À côté de ces genres divers, nous trouvons enfin, dans cette période, le genre alexandrin par excellence, l’épigramme, que tous les poètes ont traité à l’occasion, mais qui a fait plus spécialement l’occupation de quelques-uns et leur a donné la célébrité, comme autrefois à Asclépiade de Samos et à Léonidas de Tarente. Ces poetae minores sont légion : nous en connaissons plus de quarante[2]. L’art de tourner élégamment quelques distiques était devenu, à cette époque, familier à tous les hommes cultivés : historiens, savants, érudits, hommes d’état, hommes du monde s’en mêlent à l’occasion, et ne s’en tirent pas mal.
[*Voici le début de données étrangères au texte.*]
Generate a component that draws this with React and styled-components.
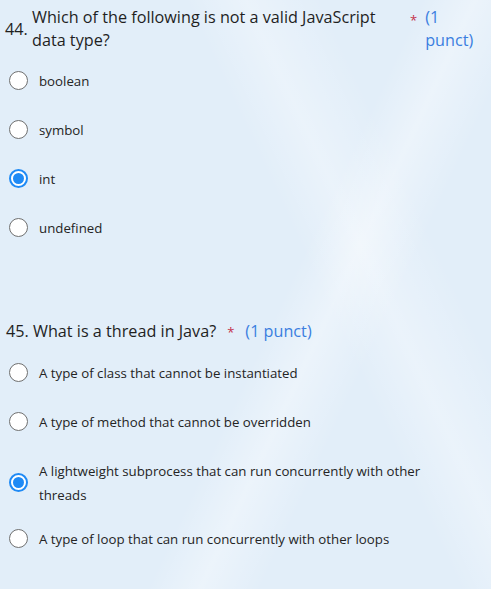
import React from "react";
import styled, { createGlobalStyle } from "styled-components";

const Global = createGlobalStyle`
  html, body { margin: 0; padding: 0; }
  body {
    background: #e3eef9;
    font-family: "Open Sans", "Noto Sans", "Liberation Sans", sans-serif;
    color: #242424;
  }
`;

const Page = styled.div`
  width: 491px;
  height: 589px;
  box-sizing: border-box;
  padding-top: 6px;
  overflow: hidden;
  background:
    linear-gradient(115deg, rgba(255,255,255,0) 55%, rgba(255,255,255,0.35) 62%, rgba(255,255,255,0) 70%),
    linear-gradient(65deg, rgba(255,255,255,0) 60%, rgba(255,255,255,0.3) 68%, rgba(255,255,255,0) 78%),
    #e2eef9;
`;

const Question = styled.section`
  display: flex;
  flex-direction: column;
  & + & { margin-top: 68px; }
`;

const Header = styled.div`
  display: flex;
  align-items: ${(p) => (p.$wrap ? "center" : "baseline")};
  padding-left: ${(p) => p.$indent}px;
  font-size: 16.2px;
  line-height: 23px;
  color: #1f1f1f;
  margin-bottom: 4px;
`;

const Num = styled.span`
  flex: none;
  width: 27px;
`;

const Title = styled.span`
  flex: ${(p) => (p.$wrap ? "0 0 377px" : "none")};
`;

const Star = styled.span`
  color: #c4314b;
  font-size: 13px;
  margin: ${(p) => (p.$wrap ? "0 8px 0 1px" : "0 11px 0 11px")};
  align-self: ${(p) => (p.$wrap ? "flex-start" : "auto")};
  padding-top: ${(p) => (p.$wrap ? "8px" : "0")};
  line-height: ${(p) => (p.$wrap ? "13px" : "inherit")};
`;

const Points = styled.span`
  color: #3a7ee0;
  flex: ${(p) => (p.$wrap ? "0 0 50px" : "none")};
  align-self: ${(p) => (p.$wrap ? "flex-start" : "auto")};
`;

const Options = styled.div`
  display: flex;
  flex-direction: column;
`;

const Option = styled.label`
  display: flex;
  align-items: center;
  padding: 12.5px 0 ${(p) => (p.$multi ? "7.5px" : "12.5px")} 9px;
  font-size: 13.28px;
  line-height: 24px;
  color: #242424;
`;

const Radio = styled.span`
  flex: none;
  box-sizing: border-box;
  width: 19px;
  height: 19px;
  border-radius: 50%;
  margin-right: 11px;
  border: ${(p) => (p.$checked ? "2px solid #1f8af5" : "1.5px solid #707070")};
  background: #fff;
  display: flex;
  align-items: center;
  justify-content: center;
  &::after {
    content: "";
    display: ${(p) => (p.$checked ? "block" : "none")};
    width: 11px;
    height: 11px;
    border-radius: 50%;
    background: #1f8af5;
  }
`;

const Label = styled.span`
  max-width: 400px;
`;

const q1 = ["boolean", "symbol", "int", "undefined"];
const q2 = [
  "A type of class that cannot be instantiated",
  "A type of method that cannot be overridden",
  "A lightweight subprocess that can run concurrently with other threads",
  "A type of loop that can run concurrently with other loops",
];

export default function App() {
  return (
    <Page>
      <Global />
      <Question>
        <Header $wrap $indent={5}>
          <Num>44.</Num>
          <Title $wrap>Which of the following is not a valid JavaScript data type?</Title>
          <Star $wrap>*</Star>
          <Points $wrap>(1 punct)</Points>
        </Header>
        <Options>
          {q1.map((t, i) => (
            <Option key={t}>
              <Radio $checked={i === 2} />
              <Label>{t}</Label>
            </Option>
          ))}
        </Options>
      </Question>
      <Question>
        <Header $indent={6}>
          <Num>45.</Num>
          <Title>What is a thread in Java?</Title>
          <Star>*</Star>
          <Points>(1 punct)</Points>
        </Header>
        <Options>
          {q2.map((t, i) => (
            <Option key={t} $multi={i === 2}>
              <Radio $checked={i === 2} />
              <Label>{t}</Label>
            </Option>
          ))}
        </Options>
      </Question>
    </Page>
  );
}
Faire une épigramme est un jeu pour ces beaux-esprits. Les modèles sont si nombreux et si connus qu’il est facile de les imiter. Dans cette foule de poètes, artistes ou simples amateurs, le talent est monnaie courante. Ce qui est rare, c’est l’originalité. Rien ne ressemble à une épigramme de l’un

  1. Cf. Susemihl, I, p. 232.
  2. Cf. Susemihl, II, p. 541-565. Cf. aussi Ouvré, Méléagre de Gadara, Paris, 1894, p. 81.